Copy out the lines that have "screenshot" in them.
---
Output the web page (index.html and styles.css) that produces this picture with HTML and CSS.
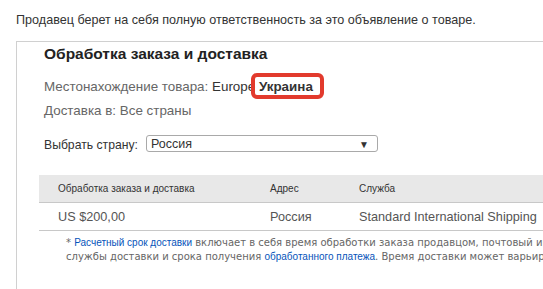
FILE: index.html
```html
<!DOCTYPE html>
<html lang="ru">
<head>
  <meta charset="UTF-8">
  <meta name="viewport" content="width=device-width, initial-scale=1.0">
  <title>Обработка заказа и доставка</title>
  <link rel="stylesheet" href="styles.css">
</head>
<body>
  <p class="notice">Продавец берет на себя полную ответственность за это объявление о товаре.</p>

  <div class="shipping">
    <div class="intro">
      <h2>Обработка заказа и доставка</h2>
      <div class="loc">Местонахождение товара: <span class="val">Europe</span> <b class="mark">Украина</b></div>
      <div class="ship-to">Доставка в: Все страны</div>
      <div class="country">
        <label for="country">Выбрать страну:</label>
        <div class="select-wrap">
          <select id="country">
            <option>Россия</option>
            <option>Украина</option>
            <option>Беларусь</option>
          </select>
        </div>
      </div>
    </div>

    <table class="rates">
      <thead>
        <tr>
          <th class="c1">Обработка заказа и доставка</th>
          <th class="c2">Адрес</th>
          <th>Служба</th>
        </tr>
      </thead>
      <tbody>
        <tr>
          <td>US $200,00</td>
          <td>Россия</td>
          <td>Standard International Shipping</td>
        </tr>
      </tbody>
    </table>

    <p class="footnote">* <a href="#">Расчетный срок доставки</a> включает в себя время обработки заказа продавцом, почтовый индекс отправления, почтовый индекс получения, тип<br>службы доставки и срока получения <a href="#">обработанного платежа</a>. Время доставки может варьироваться, особенно в пиковые периоды.</p>
  </div>
</body>
</html>
```

FILE: styles.css
```css
body {
  font-family: "Liberation Sans", Arial, sans-serif;
  background: #fff;
  color: #333;
  margin: 0;
  padding: 0;
  overflow: hidden;
}

.notice {
  margin: 0;
  padding: 12px 16px 0;
  font-size: 12.6px;
  line-height: 16px;
  color: #333;
}

.shipping {
  margin: 13px 0 0 16px;
  width: 760px;
  border-top: 1px solid #d0d0d0;
  border-left: 1px solid #d0d0d0;
  padding: 2px 0 60px 22px;
}

.intro {
  padding-left: 5px;
  font-size: 13.4px;
  line-height: 16px;
  color: #666;
}

.intro h2 {
  margin: 0;
  font-size: 15.5px;
  line-height: 20px;
  color: #222;
}

.loc {
  margin-top: 15px;
}

.loc .val {
  color: #333;
}

.mark {
  position: relative;
  color: #333;
}

.mark::after {
  content: "";
  position: absolute;
  left: -8px;
  right: -11px;
  top: -6px;
  bottom: -5px;
  border: 4px solid #e23a2d;
  border-radius: 6px;
}

.ship-to {
  margin-top: 8px;
}

.country {
  display: flex;
  align-items: center;
  gap: 8px;
  margin-top: 15px;
  font-size: 12.2px;
  color: #333;
}

.country label {
  padding-top: 3px;
}

.select-wrap {
  position: relative;
  width: 232px;
}

.select-wrap select {
  appearance: none;
  -webkit-appearance: none;
  width: 100%;
  height: 17px;
  padding: 0 0 0 4px;
  border: 1px solid #a9a9a9;
  border-radius: 3px;
  background: #fff;
  font-family: "Liberation Sans", Arial, sans-serif;
  font-size: 12.5px;
  color: #333;
}

.select-wrap::after {
  content: "▼";
  position: absolute;
  right: 9px;
  top: 2px;
  font-size: 10px;
  color: #333;
  pointer-events: none;
}

.rates {
  margin-top: 22px;
  border-collapse: collapse;
  table-layout: fixed;
  width: 100%;
}

.rates th,
.rates td {
  text-align: left;
  padding: 0 0 0 19px;
  height: 27px;
  white-space: nowrap;
}

.rates th {
  background: #e8e8e8;
  font-size: 10px;
  font-weight: normal;
  color: #333;
  border-bottom: 1px solid #c8c8c8;
}

.rates td {
  font-size: 12.7px;
  color: #555;
  border-bottom: 1px solid #c8c8c8;
}

.rates .c1 {
  width: 193px;
}

.rates .c2 {
  width: 70px;
}

.footnote {
  margin: 5px 0 0;
  padding-left: 27px;
  font-family: "DejaVu Sans", Verdana, sans-serif;
  font-size: 10px;
  line-height: 14px;
  color: #666;
  white-space: nowrap;
}

.footnote a {
  font-family: "Liberation Sans", Arial, sans-serif;
  font-size: 10px;
  color: #0654ba;
  text-decoration: none;
}
```
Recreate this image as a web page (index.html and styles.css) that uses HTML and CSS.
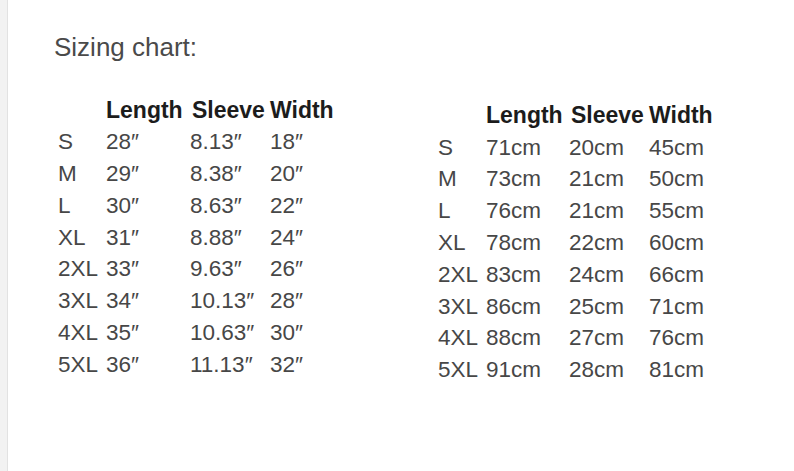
FILE: index.html
```html
<!DOCTYPE html>
<html>
<head>
<meta charset="utf-8">
<link rel="stylesheet" href="styles.css">
</head>
<body>
<div class="page">
  <div class="strip"></div>
  <div class="content">
    <div class="title">Sizing chart:</div>
    <div class="tables">
      <div class="chart chart-in">
        <span></span><span class="hd">Length</span><span class="hd hd-sl">Sleeve</span><span class="hd">Width</span>
        <span>S</span><span>28″</span><span>8.13″</span><span>18″</span>
        <span>M</span><span>29″</span><span>8.38″</span><span>20″</span>
        <span>L</span><span>30″</span><span>8.63″</span><span>22″</span>
        <span>XL</span><span>31″</span><span>8.88″</span><span>24″</span>
        <span>2XL</span><span>33″</span><span>9.63″</span><span>26″</span>
        <span>3XL</span><span>34″</span><span>10.13″</span><span>28″</span>
        <span>4XL</span><span>35″</span><span>10.63″</span><span>30″</span>
        <span>5XL</span><span>36″</span><span>11.13″</span><span>32″</span>
      </div>
      <div class="chart chart-cm">
        <span></span><span class="hd">Length</span><span class="hd hd-sl">Sleeve</span><span class="hd">Width</span>
        <span>S</span><span>71cm</span><span>20cm</span><span>45cm</span>
        <span>M</span><span>73cm</span><span>21cm</span><span>50cm</span>
        <span>L</span><span>76cm</span><span>21cm</span><span>55cm</span>
        <span>XL</span><span>78cm</span><span>22cm</span><span>60cm</span>
        <span>2XL</span><span>83cm</span><span>24cm</span><span>66cm</span>
        <span>3XL</span><span>86cm</span><span>25cm</span><span>71cm</span>
        <span>4XL</span><span>88cm</span><span>27cm</span><span>76cm</span>
        <span>5XL</span><span>91cm</span><span>28cm</span><span>81cm</span>
      </div>
    </div>
  </div>
</div>
</body>
</html>
```

FILE: styles.css
```css
html, body {
  margin: 0;
  padding: 0;
  background: #ffffff;
}
body {
  width: 794px;
  height: 471px;
  overflow: hidden;
  font-family: "Liberation Sans", Arial, sans-serif;
}
.page {
  display: flex;
  height: 471px;
}
.strip {
  width: 7px;
  flex: none;
  background: #f2f2f2;
  border-right: 1px solid #e2e2e2;
}
.content {
  flex: 1;
  padding: 32px 0 0 46px;
}
.title {
  font-size: 26px;
  line-height: 30px;
  color: #4a4a4a;
}
.tables {
  display: flex;
  align-items: flex-start;
  padding-left: 4px;
  margin-top: 32.5px;
}
.chart {
  display: grid;
  font-size: 22.5px;
  line-height: 31.8px;
  color: #474747;
  white-space: nowrap;
}
.chart-in {
  grid-template-columns: 48px 84px 80px 80px;
}
.chart-cm {
  grid-template-columns: 48px 83px 80px 80px;
  margin-left: 88px;
  margin-top: 5.3px;
}
.hd {
  font-weight: bold;
  font-size: 23px;
  color: #1c1c1c;
}
.hd-sl {
  padding-left: 2px;
}
```
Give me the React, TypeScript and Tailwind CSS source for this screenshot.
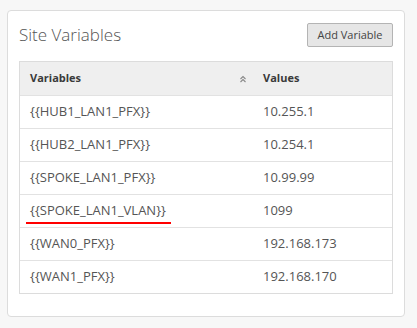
import React from "react";

const rows = [
  { name: "{{HUB1_LAN1_PFX}}", value: "10.255.1" },
  { name: "{{HUB2_LAN1_PFX}}", value: "10.254.1" },
  { name: "{{SPOKE_LAN1_PFX}}", value: "10.99.99" },
  { name: "{{SPOKE_LAN1_VLAN}}", value: "1099", marked: true },
  { name: "{{WAN0_PFX}}", value: "192.168.173" },
  { name: "{{WAN1_PFX}}", value: "192.168.170" },
];

const SortIcon = () => (
  <svg width="8" height="8" viewBox="0 0 8 8" className="text-[#888]">
    <path d="M1.5 4 L4 1.5 L6.5 4 M1.5 7 L4 4.5 L6.5 7" fill="none" stroke="currentColor" strokeWidth="1.1" />
  </svg>
);

const App = () => {
  return (
    <div
      className="h-[328px] w-[417px] bg-[#f7f7f7] pl-[7px] pt-[10px]"
      style={{ fontFamily: '"Open Sans", sans-serif' }}
    >
      <div className="h-[307px] w-[398px] rounded-[4px] border border-[#dcdcdc] bg-white px-[11px] pt-[12px]">
        <div className="flex h-[38px] items-start justify-between">
          <h2 className="text-[17px] font-light leading-[24px] text-[#555]">Site Variables</h2>
          <button className="h-[24px] w-[86px] rounded-[2px] border border-[#b4b4b4] bg-[#e6e6e6] text-[11px] leading-[22px] text-[#444]">
            Add Variable
          </button>
        </div>
        <div className="w-[374px] border border-[#dcdcdc]">
          <div className="flex h-[34px] items-center border-b border-[#e2e2e2] bg-[#efefef] text-[11px] font-bold text-[#3a3a3a]">
            <div className="flex w-[233px] items-center justify-between pl-[10px] pr-[6px]">
              <span>Variables</span>
              <SortIcon />
            </div>
            <div className="pl-[10px]">Values</div>
          </div>
          {rows.map((r, i) => (
            <div
              key={r.name}
              className={
                i < rows.length - 1
                  ? "flex h-[33px] items-center border-b border-[#e2e2e2] text-[13px] text-[#555]"
                  : "flex h-[32px] items-center text-[13px] text-[#555]"
              }
            >
              <div className="relative w-[233px] pl-[10px]">
                {r.name}
                {r.marked && (
                  <div className="absolute left-[6px] top-[21px] h-[2px] w-[145px] bg-[#f00]" />
                )}
              </div>
              <div className="pl-[10px]">{r.value}</div>
            </div>
          ))}
        </div>
      </div>
    </div>
  );
};

export default App;
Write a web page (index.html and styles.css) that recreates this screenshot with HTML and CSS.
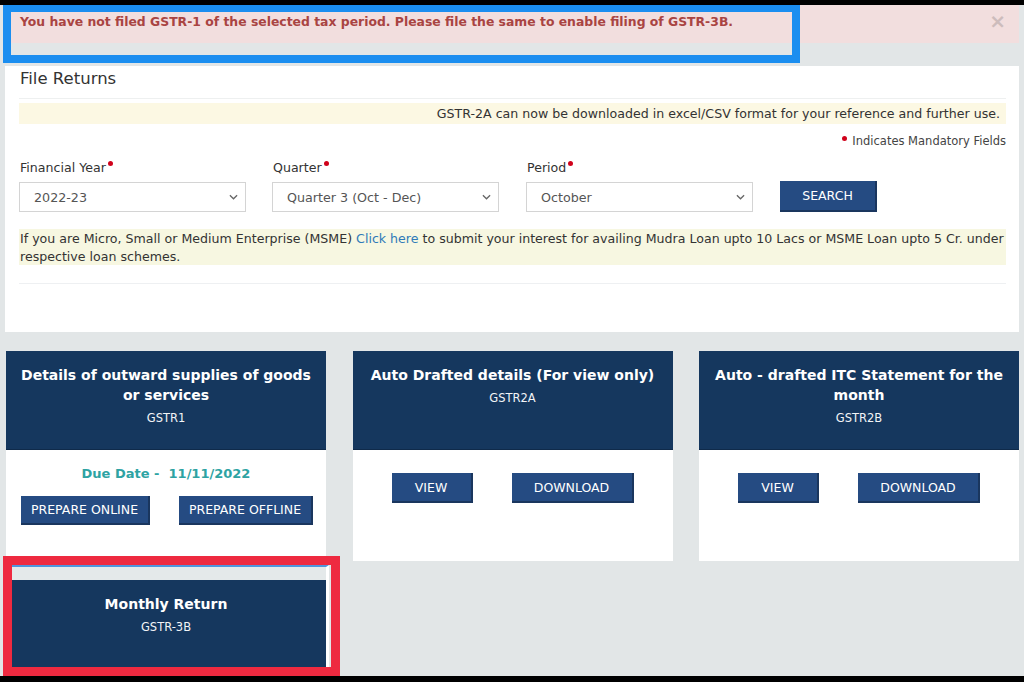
---
• **RESPONSE**
Give me the React, TypeScript and Tailwind CSS source for this screenshot.
Write a web page (index.html and styles.css) that recreates this screenshot with HTML and CSS.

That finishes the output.